李哲扬用注重对比、关注细节和文质并重概括了礼屏公祠的特点,认为礼屏公祠用料精良,加工工艺上乘,设计品位高雅,就建筑的工艺水平而言,不在久负盛名的广州陈家祠之下。“与省内其他时间相约的近代富家祠堂相比,礼屏公祠的成功就贵在‘惜墨留白’,并没有一味地追求形式的华丽丰富,以财力堆砌令人目眩的繁杂琐碎的细节,体现出的是一种儒雅、内敛、自信的气度,追求的是一种形而上的意趣神韵——文质彬彬,这对于卢赓扬(礼屏)家族这样的暴发户而言尤为难得,这除了当时主事营建设计人员的素质外,还是卢赓扬(礼屏)勤俭沉稳的道德准则在其中发生了作用,也使这座祠堂成为他一生行事做人准则的一个很好的注脚。”
李哲扬博士的论文是科学严谨的认证,它能让人信服,让后世的砖瓦敬佩。那些令人感动的情节,却让一个采风的写作者发现了时光深处的光茫。民间传说中,卢绍勋许诺,愿以黄金铺地,买下邻居的那幢祖屋。用闪光的黄金铺满那些不长稻菽的土地,这种交换体现了卢绍勋的诚意和心情,这种价值严重背离的交易在人类历史上绝无先例,它甚至远远超过了威廉一世皇帝对磨坊主的大方。在人类的巧合中,卢绍勋的邻居成了波茨坦磨坊主的转世,他们用至死不回头的倔犟检验了权贵和富商的人格以及耐心,也让自己的坚持与顽固成就了人类尊重、平等和司法公正的经典。
民间传说是有情感色彩和褒贬态度的创作,它超越了学术论文的客观和冷静。故事描述了历史的生动细节,由于那家人埋藏了半仙的预言,所有人都猜测不透他拒绝出让的目的。卢家的一切努力就像消失在水上的一个泡沫,那户人家成为了胜利者。然而,那户故意刁难卢家的人家生活发生了变故,穷困潦倒。乡邻们的一致解释是,那户人家恶意占人风水,行事缺德,招致了报应。此时的卢家,却不计前嫌,一次次地接济了他们。

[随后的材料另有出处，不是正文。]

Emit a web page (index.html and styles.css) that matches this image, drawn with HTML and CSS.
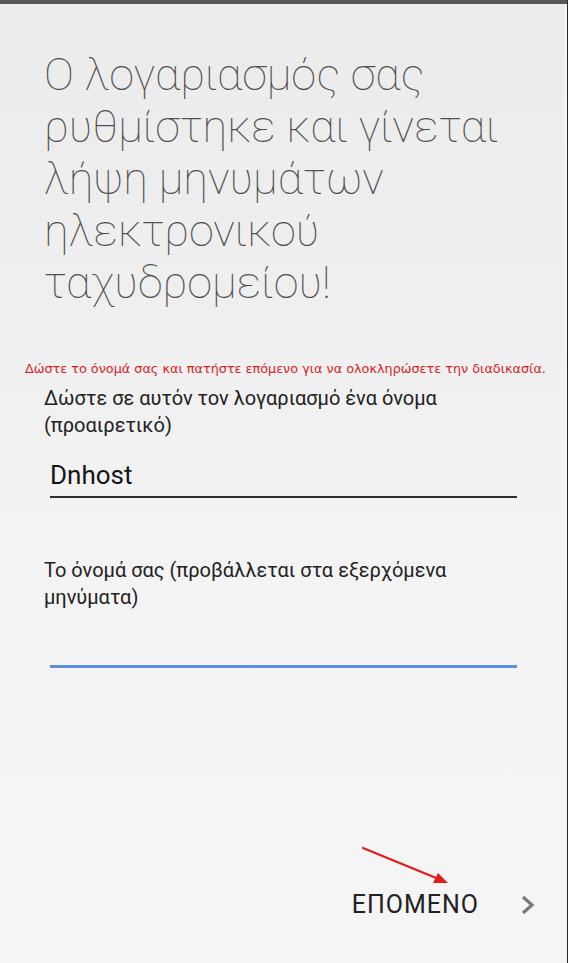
FILE: index.html
```html
<!DOCTYPE html>
<html lang="el">
<head>
<meta charset="utf-8">
<link rel="stylesheet" href="styles.css">
</head>
<body>
<div class="screen">
  <div class="topbar"></div>
  <div class="content">
    <h1 class="title">Ο λογαριασμός σας ρυθμίστηκε και γίνεται λήψη μηνυμάτων ηλεκτρονικού ταχυδρομείου!</h1>
    <p class="notice">Δώστε το όνομά σας και πατήστε επόμενο για να ολοκληρώσετε την διαδικασία.</p>
    <div class="field">
      <label class="label">Δώστε σε αυτόν τον λογαριασμό ένα όνομα (προαιρετικό)</label>
      <div class="input filled">Dnhost</div>
    </div>
    <div class="field second">
      <label class="label">Το όνομά σας (προβάλλεται στα εξερχόμενα μηνύματα)</label>
      <div class="input focused"></div>
    </div>
  </div>
  <div class="footer">
    <span class="next">ΕΠΟΜΕΝΟ</span>
    <svg class="chevron" width="16" height="22" viewBox="0 0 16 22"><path d="M3 3 L12 11 L3 19" fill="none" stroke="#7a7a7a" stroke-width="3.2"/></svg>
  </div>
  <svg class="arrow" width="100" height="50" viewBox="0 0 100 50">
    <line x1="2" y1="2" x2="80" y2="34" stroke="#e21b1b" stroke-width="2.2" stroke-linecap="round"/>
    <polygon points="87,37 72,37 77,27" fill="#e21b1b"/>
  </svg>
</div>
</body>
</html>
```
FILE: styles.css
```css
html, body {
  margin: 0;
  padding: 0;
}
body {
  width: 568px;
  height: 963px;
  overflow: hidden;
  background: #2a2a2a;
}
.screen {
  position: relative;
  width: 567px;
  height: 963px;
  background: linear-gradient(to bottom, #ebebeb 0px, #efefef 300px, #f4f4f4 600px, #f5f5f5 963px);
  box-shadow: inset -3px 0 0 #f3f3f3;
  display: flex;
  flex-direction: column;
}
.topbar {
  height: 4px;
  background: #575757;
  flex: none;
}
.content {
  flex: 1;
  padding: 45px 0 0 44px;
}
.title {
  margin: 0;
  font-family: Roboto, "Noto Sans", sans-serif;
  font-weight: 100;
  font-size: 45px;
  line-height: 52px;
  color: #505050;
  width: 480px;
}
.notice {
  margin: 51px 0 0 -19px;
  font-family: "DejaVu Sans", sans-serif;
  font-size: 12.8px;
  line-height: 17px;
  color: #d81c1f;
  white-space: nowrap;
}
.field {
  margin-top: 8px;
}
.label {
  display: block;
  font-family: Roboto, "Noto Sans", sans-serif;
  font-size: 20px;
  line-height: 27px;
  color: #222;
  width: 480px;
}
.input {
  margin-left: 6px;
  width: 467px;
  box-sizing: border-box;
  font-family: Roboto, "Noto Sans", sans-serif;
  font-size: 26px;
  color: #151515;
}
.filled {
  margin-top: 21px;
  height: 38px;
  line-height: 30px;
  border-bottom: 2px solid #2e2e2e;
}
.second {
  margin-top: 59px;
}
.focused {
  height: 57px;
  border-bottom: 3px solid #5a8fe4;
}
.footer {
  flex: none;
  height: 73px;
  display: flex;
  align-items: flex-start;
  justify-content: flex-end;
  padding: 0 31px 0 0;
}
.next {
  font-family: Roboto, "Noto Sans", sans-serif;
  font-size: 25px;
  line-height: 30px;
  letter-spacing: 1px;
  color: #222;
}
.chevron {
  margin-left: 41px;
  margin-top: 4px;
}
.arrow {
  position: absolute;
  left: 361px;
  top: 846px;
}
```
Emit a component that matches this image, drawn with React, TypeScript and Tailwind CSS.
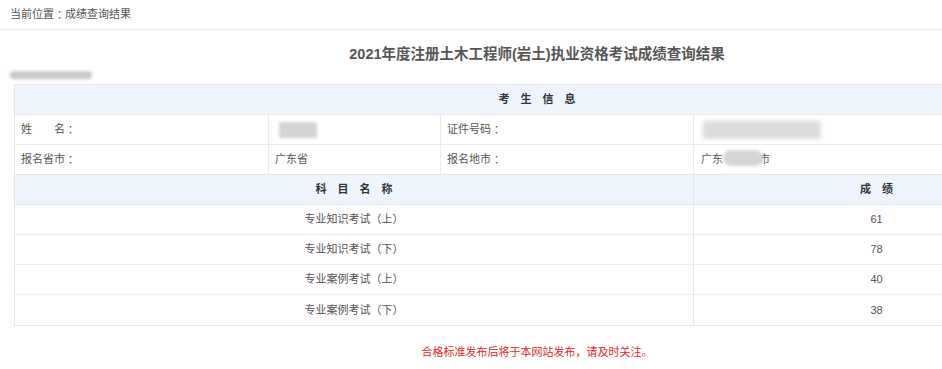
import React from "react";

const font = { fontFamily: '"Liberation Sans", "Noto Sans CJK SC", sans-serif' };

function Colon() {
  return <span style={{ fontFamily: '"Noto Sans CJK TC", sans-serif' }}>：</span>;
}

function Spaced({ chars }: { chars: string[] }) {
  return (
    <div className="flex items-center justify-center gap-[11px] font-bold text-[#333] text-[11px]">
      {chars.map((c, i) => (
        <span key={i}>{c}</span>
      ))}
    </div>
  );
}

const subjects = [
  { name: "专业知识考试（上）", score: "61" },
  { name: "专业知识考试（下）", score: "78" },
  { name: "专业案例考试（上）", score: "40" },
  { name: "专业案例考试（下）", score: "38" },
];

export default function App() {
  return (
    <div className="w-full h-[369px] overflow-hidden bg-white" style={font}>
      <div className="w-[1074px]">
        <div className="h-[30px] border-b border-[#eeeeee] pl-[10px] flex items-center text-[11px] text-[#555]">
          当前位置<Colon />成绩查询结果
        </div>
        <div className="pt-[14px] leading-[20px] text-center text-[14.5px] font-bold text-[#555]">
          2021年度注册土木工程师(岩土)执业资格考试成绩查询结果
        </div>
        <div className="mt-[7px] ml-[10px] w-[82px] h-[8px] rounded-full bg-[#c9c9c9] blur-[1.5px]" />
        <div className="mt-[5px] ml-[14px] w-[1046px] border border-[#e4e9ee] text-[11px] text-[#555]">
          <div className="h-[30px] bg-[#eef5fc] border-b border-[#e4e9ee] flex items-center justify-center">
            <Spaced chars={["考", "生", "信", "息"]} />
          </div>
          <div className="h-[30px] border-b border-[#e9ecef] flex">
            <div className="w-[253px] pl-[6px] flex items-center">姓{"\u3000\u3000"}名<Colon /></div>
            <div className="w-[172px] border-l border-[#e9ecef] pl-[10px] flex items-center">
              <div className="w-[38px] h-[16px] bg-[#d4d4d4] blur-[1.5px]" />
            </div>
            <div className="w-[253px] border-l border-[#e9ecef] pl-[6px] flex items-center">证件号码<Colon /></div>
            <div className="flex-1 border-l border-[#e9ecef] pl-[9px] flex items-center">
              <div className="w-[118px] h-[18px] bg-[#dcdcdc] blur-[2px]" />
            </div>
          </div>
          <div className="h-[30px] border-b border-[#e4e9ee] flex">
            <div className="w-[253px] pl-[6px] flex items-center">报名省市<Colon /></div>
            <div className="w-[172px] border-l border-[#e9ecef] pl-[6px] flex items-center">广东省</div>
            <div className="w-[253px] border-l border-[#e9ecef] pl-[6px] flex items-center">报名地市<Colon /></div>
            <div className="flex-1 border-l border-[#e9ecef] pl-[7px] flex items-center">
              <span>广东</span>
              <span className="relative">
                <span className="inline-block w-[36px]" />
                市
                <span className="absolute left-0 top-[-1px] w-[40px] h-[16px] rounded-full bg-[#d6d6d6] blur-[1.5px]" />
              </span>
            </div>
          </div>
          <div className="h-[30px] bg-[#eef5fc] border-b border-[#e4e9ee] flex">
            <div className="w-[678px] flex items-center justify-center">
              <Spaced chars={["科", "目", "名", "称"]} />
            </div>
            <div className="flex-1 border-l border-[#e4e9ee] flex items-center justify-center">
              <Spaced chars={["成", "绩"]} />
            </div>
          </div>
          {subjects.map((s, i) => (
            <div
              key={i}
              className={`h-[30px] flex ${i < subjects.length - 1 ? "border-b border-[#eceff2]" : ""}`}
            >
              <div className="w-[678px] flex items-center justify-center">{s.name}</div>
              <div className="flex-1 border-l border-[#e4e9ee] flex items-center justify-center">{s.score}</div>
            </div>
          ))}
        </div>
        <div className="mt-[16px] leading-[20px] text-center text-[11px] text-[#e8262b]">
          合格标准发布后将于本网站发布，请及时关注。
        </div>
      </div>
    </div>
  );
}
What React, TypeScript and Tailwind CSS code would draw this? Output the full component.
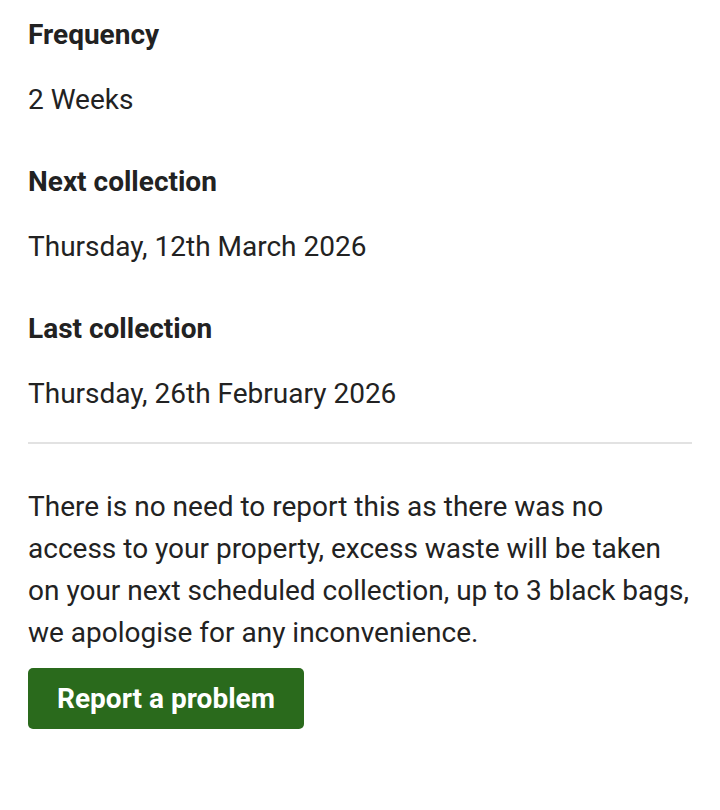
export default function App() {
  const rows = [
    { label: 'Frequency', value: '2 Weeks' },
    { label: 'Next collection', value: 'Thursday, 12th March 2026' },
    { label: 'Last collection', value: 'Thursday, 26th February 2026' },
  ];

  return (
    <div className="min-h-screen bg-white px-[28px] pt-[17px] text-[#222222] font-['Roboto',sans-serif]">
      {rows.map((row, i) => (
        <div key={row.label} className={i === 0 ? '' : 'mt-[46px]'}>
          <h3 className="text-[28px] leading-[36px] font-bold">{row.label}</h3>
          <p className="mt-[29px] text-[28px] leading-[36px]">{row.value}</p>
        </div>
      ))}

      <hr className="mt-[30px] w-[664px] border-0 border-t-2 border-[#e2e2e2]" />

      <p className="mt-[42px] w-[664px] text-[28px] leading-[42px]">
        There is no need to report this as there was no access to your property, excess waste will be
        taken on your next scheduled collection, up to 3 black bags, we apologise for any inconvenience.
      </p>

      <button
        type="button"
        className="mt-[14px] h-[61px] w-[276px] rounded-[5px] bg-[#2a6a1c] text-[28px] font-bold text-white"
      >
        Report a problem
      </button>
    </div>
  );
}
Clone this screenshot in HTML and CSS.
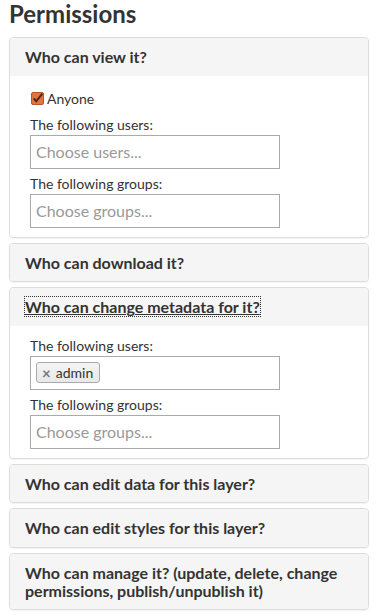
FILE: index.html
```html
<!DOCTYPE html>
<html lang="en">
<head>
    <meta charset="UTF-8">
    <title>Permissions</title>
    <link rel="stylesheet" href="styles.css">
</head>
<body>
    <h2 class="title">Permissions</h2>

    <div class="panel">
        <div class="panel-heading"><h4 class="panel-title">Who can view it?</h4></div>
        <div class="panel-body">
            <div class="checkbox">
                <svg class="check" width="13" height="13" viewBox="0 0 13 13">
                    <rect x="0.5" y="0.5" width="12" height="12" rx="1.5" fill="#e4743f" stroke="#b8552a"/>
                    <path d="M2.6 6.4 L5.2 9.2 L11.4 1.6" fill="none" stroke="#4a2a1c" stroke-width="2"/>
                </svg>
                <span>Anyone</span>
            </div>
            <label>The following users:</label>
            <div class="select-box"><span class="placeholder">Choose users...</span></div>
            <label>The following groups:</label>
            <div class="select-box last"><span class="placeholder">Choose groups...</span></div>
        </div>
    </div>

    <div class="panel">
        <div class="panel-heading"><h4 class="panel-title">Who can download it?</h4></div>
    </div>

    <div class="panel">
        <div class="panel-heading"><h4 class="panel-title"><a class="focused">Who can change metadata for it?</a></h4></div>
        <div class="panel-body">
            <label>The following users:</label>
            <div class="select-box">
                <span class="tag"><span class="tag-x">×</span>admin</span>
            </div>
            <label>The following groups:</label>
            <div class="select-box last"><span class="placeholder">Choose groups...</span></div>
        </div>
    </div>

    <div class="panel">
        <div class="panel-heading"><h4 class="panel-title">Who can edit data for this layer?</h4></div>
    </div>

    <div class="panel">
        <div class="panel-heading"><h4 class="panel-title">Who can edit styles for this layer?</h4></div>
    </div>

    <div class="panel">
        <div class="panel-heading"><h4 class="panel-title">Who can manage it? (update, delete, change permissions, publish/unpublish it)</h4></div>
    </div>
</body>
</html>
```

FILE: styles.css
```css
body {
    font-family: Lato, "Open Sans", sans-serif;
    font-size: 14px;
    color: #333;
    margin: 0;
    padding: 0 8px 0 9px;
    background-color: #ffffff;
}
.title {
    font-size: 24px;
    font-weight: bold;
    line-height: 28px;
    margin: 0 0 9px;
}
.panel {
    border: 1px solid #ddd;
    border-radius: 4px;
    margin-bottom: 5px;
    box-shadow: 0 1px 1px rgba(0,0,0,0.05);
    overflow: hidden;
}
.panel-heading {
    background-color: #f5f5f5;
    padding: 10px 15px;
}
.panel-title {
    margin: 0;
    font-size: 16px;
    font-weight: bold;
    line-height: 1.1;
}
.panel-title .focused {
    text-decoration: underline;
    outline: 1px dotted #333;
}
.panel-body {
    padding: 10px 20px 9px;
}
.checkbox {
    display: flex;
    align-items: center;
    gap: 3px;
    line-height: 20px;
    margin: 3px 0 6px 1px;
}
.check {
    display: block;
}
label {
    display: block;
    line-height: 20px;
}
.select-box {
    box-sizing: border-box;
    width: 250px;
    height: 34px;
    border: 1px solid #aaa;
    margin-bottom: 5px;
    display: flex;
    align-items: center;
    padding: 0 5px;
}
.select-box.last {
    margin-bottom: 0;
}
.placeholder {
    color: #999;
    font-size: 16px;
}
.tag {
    display: inline-flex;
    align-items: center;
    height: 19px;
    padding: 0 6px 0 5px;
    border: 1px solid #aaa;
    border-radius: 3px;
    background: linear-gradient(#f4f4f4, #e8e8e8);
    font-size: 14px;
    color: #333;
}
.tag-x {
    color: #777;
    font-weight: bold;
    font-size: 15px;
    margin-right: 5px;
}
```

民间传说隐藏着善恶因果的基因,所以,我在这个传说面前一次次地联想起了威廉二世,我的想象总是在礼屏公祠和波茨坦磨坊之间飞翔。遥远的中国和德国两幢不同风格的建筑之间突然产生了善良、公正以及法律神圣的关联。
在礼屏公祠面前,严谨的学者和科学的论文也发出了一座特殊的建筑讲述了一个教人向善故事的感叹。
建筑是人的作品,所有的建筑都有重量。与故宫、人民大会堂的面积、历史和雄伟壮观以及知名度相比,我身边的礼屏公祠微不足道。但是,若以重量衡量,一幢小小的祠堂,却可以让天平倾斜,使大厦坍塌。